In an attempt to be grittier, the film has a sub-plot focusing on sexual abuse of minors — similar to the Bhumi Pednekar-starrer Bhakshak — but this track is so haphazardly introduced that it barely leaves any impact.
All of this then proceeds to a mind-numbingly silly final reveal where the film tries to empathise with the perpetrator, arguing nobody is truly evil. Delhi Crime 2 played it good, but here, it is plain awkward and unintentionally hilarious.
Towards the end of the film, when one of the subordinates exclaims, ‘What a crazy case!’ your sentiments feel validated.
What also hurts is that the always reliable Manoj Bajpayee is a mixed bag in his supercop role. He is too experienced as an actor to not fit the character, but his exasperation of working with a banal script is visible in his uneven performance. His exaggerated photographic memory, combined with sharp criminal analysis, appears more comedic than thrilling.

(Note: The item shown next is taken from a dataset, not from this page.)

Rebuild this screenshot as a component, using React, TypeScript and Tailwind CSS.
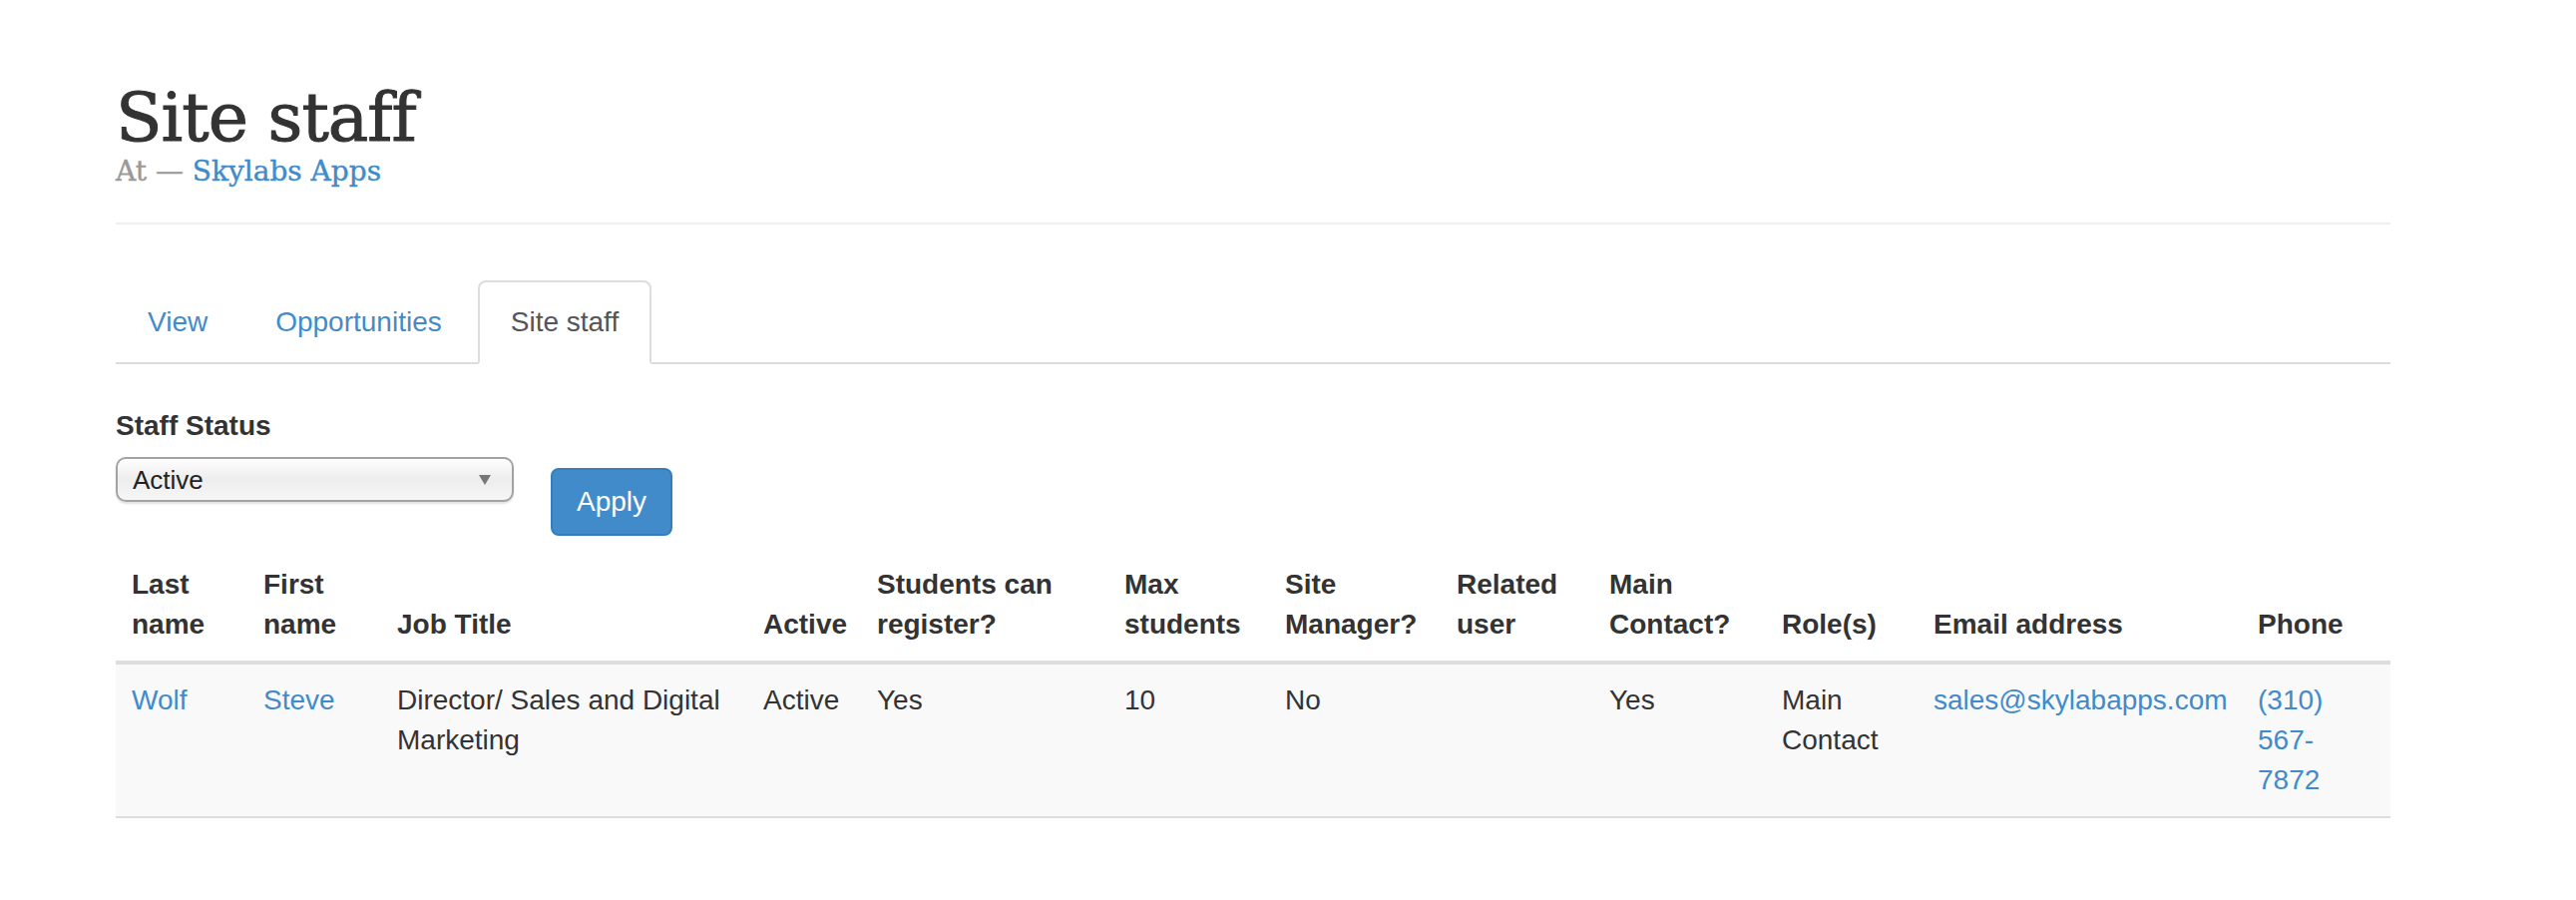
import React from 'react';

const link = 'text-[#428bca]';

const columns: { label: string; width: number }[] = [
  { label: 'Last name', width: 132 },
  { label: 'First name', width: 134 },
  { label: 'Job Title', width: 367 },
  { label: 'Active', width: 114 },
  { label: 'Students can register?', width: 248 },
  { label: 'Max students', width: 161 },
  { label: 'Site Manager?', width: 172 },
  { label: 'Related user', width: 153 },
  { label: 'Main Contact?', width: 173 },
  { label: 'Role(s)', width: 152 },
  { label: 'Email address', width: 325 },
  { label: 'Phone', width: 149 },
];

const Tabs: React.FC = () => (
  <ul className="flex border-b-2 border-[#ddd] mt-[56px]">
    <li className="mr-[4px]">
      <a className={`block px-[32px] pt-[22px] pb-[20px] leading-[40px] ${link}`}>View</a>
    </li>
    <li className="mr-[4px]">
      <a className={`block px-[32px] pt-[22px] pb-[20px] leading-[40px] ${link}`}>Opportunities</a>
    </li>
    <li className="-mb-[2px]">
      <a className="block px-[31px] pt-[20px] pb-[20px] leading-[40px] text-[#555] bg-white border-2 border-[#ddd] border-b-transparent rounded-t-[8px]">
        Site staff
      </a>
    </li>
  </ul>
);

const Filter: React.FC = () => (
  <div className="flex items-start mt-[42px]">
    <div>
      <div className="font-bold leading-[40px] text-[#333]">Staff Status</div>
      <div className="mt-[11px] w-[399px] h-[45px] flex items-center justify-between pl-[15px] pr-[21px] border-2 border-[#a3a3a3] rounded-[10px] bg-gradient-to-b from-[#fefefe] via-[#ededed] to-[#f7f7f7] shadow-[0_2px_2px_rgba(0,0,0,0.12)]">
        <span className="text-[26px] text-[#222] leading-none">Active</span>
        <svg width="12" height="10" viewBox="0 0 12 10">
          <path d="M0 0 L12 0 L6 10 Z" fill="#777" />
        </svg>
      </div>
    </div>
    <button className="ml-[37px] mt-[62px] px-[24px] py-[12px] leading-[40px] text-white bg-[#428bca] border-2 border-[#357ebd] rounded-[8px]">
      Apply
    </button>
  </div>
);

const StaffTable: React.FC = () => (
  <table className="table-fixed w-[2280px] mt-[13px] border-collapse">
    <colgroup>
      {columns.map((c) => (
        <col key={c.label} style={{ width: c.width }} />
      ))}
    </colgroup>
    <thead>
      <tr>
        {columns.map((c) => (
          <th
            key={c.label}
            className="p-[16px] text-left align-bottom font-bold leading-[40px] text-[#333] border-b-4 border-[#ddd]"
          >
            {c.label}
          </th>
        ))}
      </tr>
    </thead>
    <tbody>
      <tr className="bg-[#f9f9f9] border-b-2 border-[#ddd] align-top leading-[40px]">
        <td className="p-[16px]"><a className={link}>Wolf</a></td>
        <td className="p-[16px]"><a className={link}>Steve</a></td>
        <td className="p-[16px]">Director/ Sales and Digital Marketing</td>
        <td className="p-[16px]">Active</td>
        <td className="p-[16px]">Yes</td>
        <td className="p-[16px]">10</td>
        <td className="p-[16px]">No</td>
        <td className="p-[16px]"></td>
        <td className="p-[16px]">Yes</td>
        <td className="p-[16px]">Main Contact</td>
        <td className="p-[16px]"><a className={link}>sales@skylabapps.com</a></td>
        <td className="p-[16px]">
          <a className={`block max-w-[100px] ${link}`}>
            (310) 567-<wbr />7872
          </a>
        </td>
      </tr>
    </tbody>
  </table>
);

const App: React.FC = () => {
  return (
    <div className="min-h-[902px] bg-white text-[#333] text-[28px] font-['Liberation_Sans',Arial,sans-serif]">
      <div className="ml-[116px] w-[2280px] pt-[81px]">
        {/* Page header */}
        <div className="border-b-2 border-[#eee] pb-[34px] font-['DejaVu_Serif',serif]">
          <h1 className="text-[68px] leading-[74px] text-[#333] tracking-[-1px] [-webkit-text-stroke:1px_#333]">
            Site staff
          </h1>
          <div className="text-[28px] leading-[34px] [-webkit-text-stroke:0.4px_currentColor]">
            <span className="text-[#999]">At — </span>
            <a className={link}>Skylabs Apps</a>
          </div>
        </div>

        <Tabs />
        <Filter />
        <StaffTable />
      </div>
    </div>
  );
};

export default App;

Prachi Desai, Sahil Vaid and Vaquar Shaikh play his subordinate,s but as for returning characters, the script offers them no character arc or development.
Making her Hindi film debut, Parul Gulati resorts to hammy acting as an elite socialite and she talks like she’s leading up to a punchline that never comes.
Such a good premise and cast…wasted!
Silence 2: The Night Owl Bar streams on ZEE5.